Morgen on July 16, 2009 at 8:16 am

The Obama Administration released compensation data for all White House staff back on July 1. Blogger Ariel Boone did some number crunching and uncovered some interesting stats on the average compensation by gender. Here were her key findings:

NUMBERS OF FEMALE AND MALE STAFF ARE EQUAL: Out of a total of 487 employees, women comprise 49.9% of the White House staff!

WOMEN EARN LESS: On average, a White House woman earns $9,390 less than a White House man.

The average salary for a male employee is $82,346, while the average for a female employee is $72,956. Women are earning $0.89 for every $1.00 men make. Heck, that’s better than the national average of $0.77.

As Ariel is quick to note, these numbers alone do not confirm that female White House staffers are paid less than males in similar positions. And as it turns out, the primary explanation for this discrepancy is that there are a much higher number of women in lower level staff positions which command lower salaries. Ariel put together an excellent graph to illustrate this (click to view larger image):

WH Pay Levels

I suppose this may be the end of the story. After all, the fact that the White House employs more women in lower level, administrative types of positions is typical of society at large. And it also happens to be a continuation of a trend first started by the Obama presidential campaign.

But like Ariel, I was struck by the fact that the number of men and women staffers is virtually equal. And considering that there are nearly 500 employees in the White House, I’m pretty sure this was intentional.

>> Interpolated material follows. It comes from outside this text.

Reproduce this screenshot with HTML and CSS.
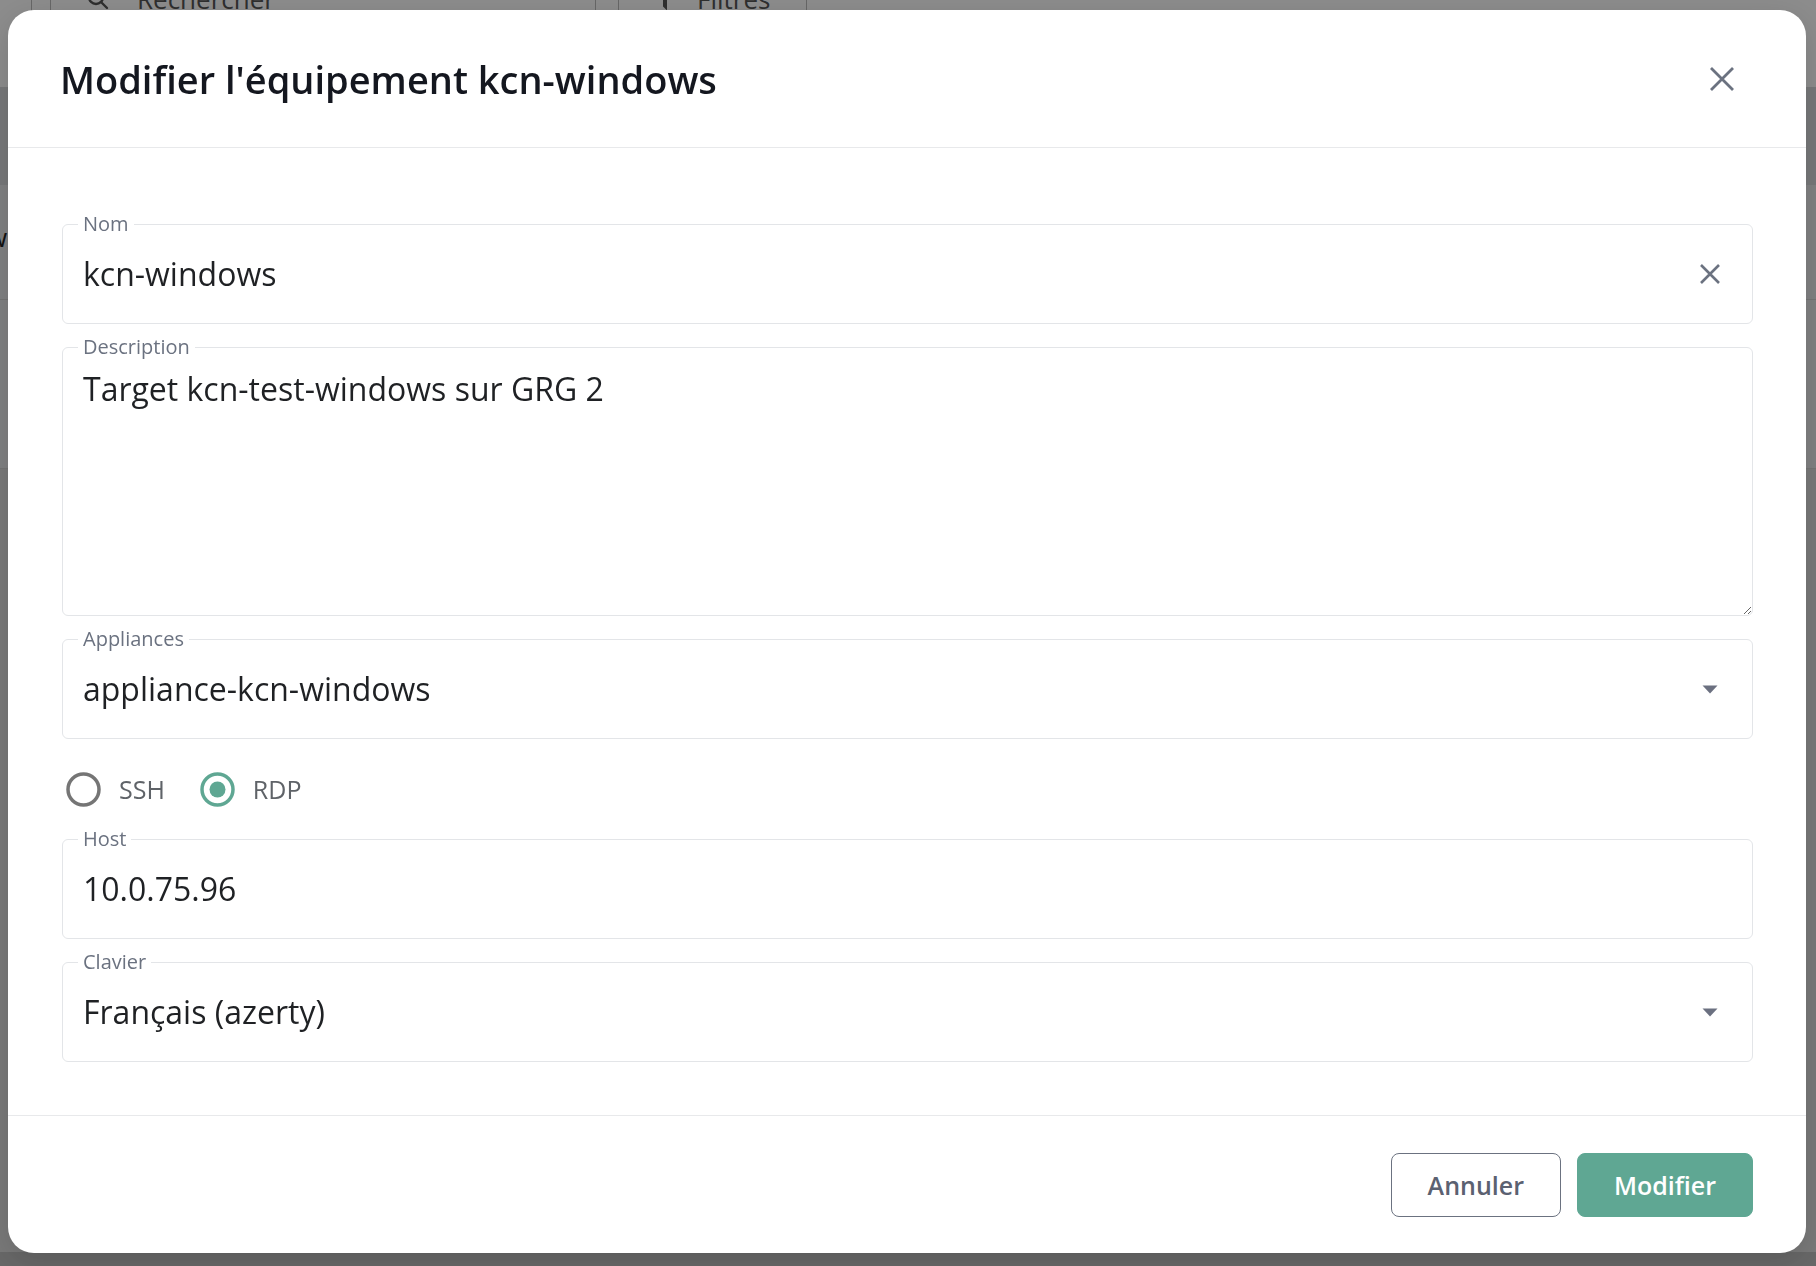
FILE: index.html
```html
<!DOCTYPE html>
<html lang="fr">
<head>
  <meta charset="UTF-8" />
  <meta name="viewport" content="width=device-width, initial-scale=1.0"/>
  <title>Modifier l'équipement</title>
  <link rel="stylesheet" href="styles.css">
</head>
<body>
  <!-- page behind the dialog -->
  <div class="page">
    <div class="toolbar">
      <div class="sidebar-edge"></div>
      <div class="search">
        <svg width="22" height="22" viewBox="0 0 22 22"><circle cx="9" cy="9" r="7" fill="none" stroke="#555" stroke-width="2.4"/><path d="M14 14 L20 20" stroke="#555" stroke-width="2.4" stroke-linecap="round"/></svg>
        <span>Rechercher</span>
      </div>
      <div class="filters">
        <svg width="12" height="22" viewBox="0 0 12 22"><path d="M2 2 H10 L7 9 V20 L5 18 V9 Z" fill="none" stroke="#555" stroke-width="2"/></svg>
        <span>Filtres</span>
      </div>
    </div>
    <div class="table">
      <div class="table-head"></div>
      <div class="table-row"><span class="cell-text">w</span></div>
      <div class="table-row tall"></div>
      <div class="table-rest"></div>
    </div>
  </div>

  <div class="overlay">
    <div class="modal">
      <div class="modal-header">
        <h1>Modifier l'équipement kcn-windows</h1>
        <button type="button" class="icon-btn" aria-label="Fermer">
          <svg width="26" height="26" viewBox="0 0 26 26"><path d="M2 2 L24 24 M24 2 L2 24" stroke="#6b7280" stroke-width="2.8"/></svg>
        </button>
      </div>

      <form class="modal-body">
        <fieldset class="field">
          <legend>Nom</legend>
          <div class="field-row">
            <input type="text" value="kcn-windows">
            <button type="button" class="icon-btn" aria-label="Effacer">
              <svg width="22" height="22" viewBox="0 0 22 22"><path d="M2 2 L20 20 M20 2 L2 20" stroke="#6b7280" stroke-width="2.6"/></svg>
            </button>
          </div>
        </fieldset>

        <fieldset class="field">
          <legend>Description</legend>
          <textarea>Target kcn-test-windows sur GRG 2</textarea>
        </fieldset>

        <fieldset class="field">
          <legend>Appliances</legend>
          <div class="field-row">
            <span class="select-value">appliance-kcn-windows</span>
            <svg width="22" height="22" viewBox="0 0 22 22"><path d="M3.5 7.5 H18.5 L11 15.5 Z" fill="#6b7080"/></svg>
          </div>
        </fieldset>

        <div class="radio-group">
          <label class="radio">
            <svg width="35" height="35" viewBox="0 0 35 35"><circle cx="17.5" cy="17.5" r="15.5" fill="none" stroke="#757575" stroke-width="3.5"/></svg>
            <span>SSH</span>
          </label>
          <label class="radio">
            <svg width="35" height="35" viewBox="0 0 35 35"><circle cx="17.5" cy="17.5" r="15.5" fill="none" stroke="#5fa793" stroke-width="3.5"/><circle cx="17.5" cy="17.5" r="8" fill="#5fa793"/></svg>
            <span>RDP</span>
          </label>
        </div>

        <fieldset class="field">
          <legend>Host</legend>
          <div class="field-row">
            <input type="text" value="10.0.75.96">
          </div>
        </fieldset>

        <fieldset class="field">
          <legend>Clavier</legend>
          <div class="field-row">
            <span class="select-value">Français (azerty)</span>
            <svg width="22" height="22" viewBox="0 0 22 22"><path d="M3.5 7.5 H18.5 L11 15.5 Z" fill="#6b7080"/></svg>
          </div>
        </fieldset>
      </form>

      <div class="modal-footer">
        <button type="button" class="btn btn-outline">Annuler</button>
        <button type="button" class="btn btn-primary">Modifier</button>
      </div>
    </div>
  </div>
</body>
</html>
```

FILE: styles.css
```css
body {
  margin: 0;
  width: 1816px;
  height: 1266px;
  overflow: hidden;
  font-family: "Open Sans", "Noto Sans", sans-serif;
  background: #e0e1e3;
  color: #1f2124;
}

/* background page */
.page {
  height: 100%;
  display: flex;
  flex-direction: column;
}
.toolbar {
  height: 87px;
  flex-shrink: 0;
  background: #fff;
  display: flex;
  align-items: flex-start;
}
.sidebar-edge {
  width: 31px;
  height: 100%;
  border-right: 1px solid #bbb;
  margin-right: 18px;
}
.search, .filters {
  height: 60px;
  margin-top: -31px;
  border: 1px solid #bbb;
  border-top: none;
  display: flex;
  align-items: center;
  font-size: 26px;
  color: #555;
}
.search {
  width: 508px;
  padding-left: 36px;
  gap: 28px;
}
.filters {
  width: 147px;
  margin-left: 22px;
  padding-left: 40px;
  gap: 26px;
}
.table {
  flex: 1;
  display: flex;
  flex-direction: column;
}
.table-head {
  height: 98px;
  background: #d8dadd;
}
.table-row {
  height: 115px;
  background: #e9eaec;
  border-bottom: 1px solid #d4d4d4;
  padding-top: 34px;
  box-sizing: border-box;
}
.table-row.tall {
  height: 169px;
}
.cell-text {
  display: inline-block;
  margin-left: -13px;
  font-size: 26px;
  color: #222;
}
.table-rest {
  flex: 1;
  background: #dcdcdc;
  border-bottom: 14px solid #bdbdbd;
}

/* dialog */
.overlay {
  position: fixed;
  inset: 0;
  background: rgba(0, 0, 0, 0.45);
  display: flex;
  padding: 10px 10px 13px 8px;
  box-sizing: border-box;
}
.modal {
  flex: 1;
  display: flex;
  flex-direction: column;
  background: #fff;
  border-radius: 26px;
  box-shadow: 0 8px 30px rgba(0, 0, 0, 0.15);
}
.modal-header {
  height: 137px;
  flex-shrink: 0;
  display: flex;
  align-items: center;
  justify-content: space-between;
  padding: 0 71px 0 52px;
}
.modal-header h1 {
  margin: 0;
  font-size: 38px;
  font-weight: 600;
  color: #14171f;
}
.icon-btn {
  background: none;
  border: none;
  padding: 0;
  display: flex;
  cursor: pointer;
}

.modal-body {
  flex: 1;
  margin: 0;
  display: flex;
  flex-direction: column;
  gap: 11px;
  padding: 64px 53px 53px 54px;
  border-top: 1px solid #e8e9eb;
  border-bottom: 1px solid #e8e9eb;
}
.field {
  margin: 0;
  padding: 0;
  min-width: 0;
  border: 1px solid #e3e5e8;
  border-radius: 6px;
}
.field legend {
  font-size: 20px;
  line-height: 24px;
  padding: 0 5px;
  margin-left: 15px;
  color: #6b7280;
}
.field-row {
  height: 75px;
  display: flex;
  align-items: center;
  justify-content: space-between;
  padding: 0 31px 12px 20px;
}
.field-row input {
  flex: 1;
  min-width: 0;
  border: none;
  outline: none;
  padding: 0;
  background: transparent;
  font-family: inherit;
  font-size: 32px;
  color: #1f2124;
}
.select-value {
  font-size: 32px;
  color: #1f2124;
}
.field textarea {
  display: block;
  width: 100%;
  height: 256px;
  box-sizing: border-box;
  padding: 10px 20px;
  border: none;
  outline: none;
  background: transparent;
  font-family: inherit;
  font-size: 32px;
  line-height: 40px;
  color: #1f2124;
  resize: vertical;
  border-radius: 0 0 6px 6px;
}

.radio-group {
  height: 40px;
  display: flex;
  align-items: center;
  gap: 35px;
  margin: 19px 0 7px 4px;
}
.radio {
  display: flex;
  align-items: center;
  gap: 18px;
  font-size: 25px;
  color: #5f6368;
}

.modal-footer {
  flex-shrink: 0;
  display: flex;
  justify-content: flex-end;
  gap: 16px;
  padding: 37px 53px 36px;
}
.btn {
  height: 64px;
  padding: 0 36px;
  font-family: inherit;
  font-size: 25px;
  font-weight: 600;
  border-radius: 8px;
  cursor: pointer;
}
.btn-outline {
  background: #fff;
  border: 1px solid #6b7280;
  color: #5b6171;
}
.btn-primary {
  background: #5fa793;
  border: 1px solid #5fa793;
  color: #fff;
}
```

So I do find it a little hypocritical for an Administration which has claimed to elevate Women’s Issues on the national agenda, and which aims to somehow “restore fairness” to our economy at large. I really can’t imagine that there were not enough qualified women available for higher ranking positions; and likewise, I think there would have been plenty of men ready, willing, and able to serve in lower ranking positions. Perhaps the large number of women voters who propelled the President to victory last November might be interested in considering the implications of this data as well. Is this the Change you voted for?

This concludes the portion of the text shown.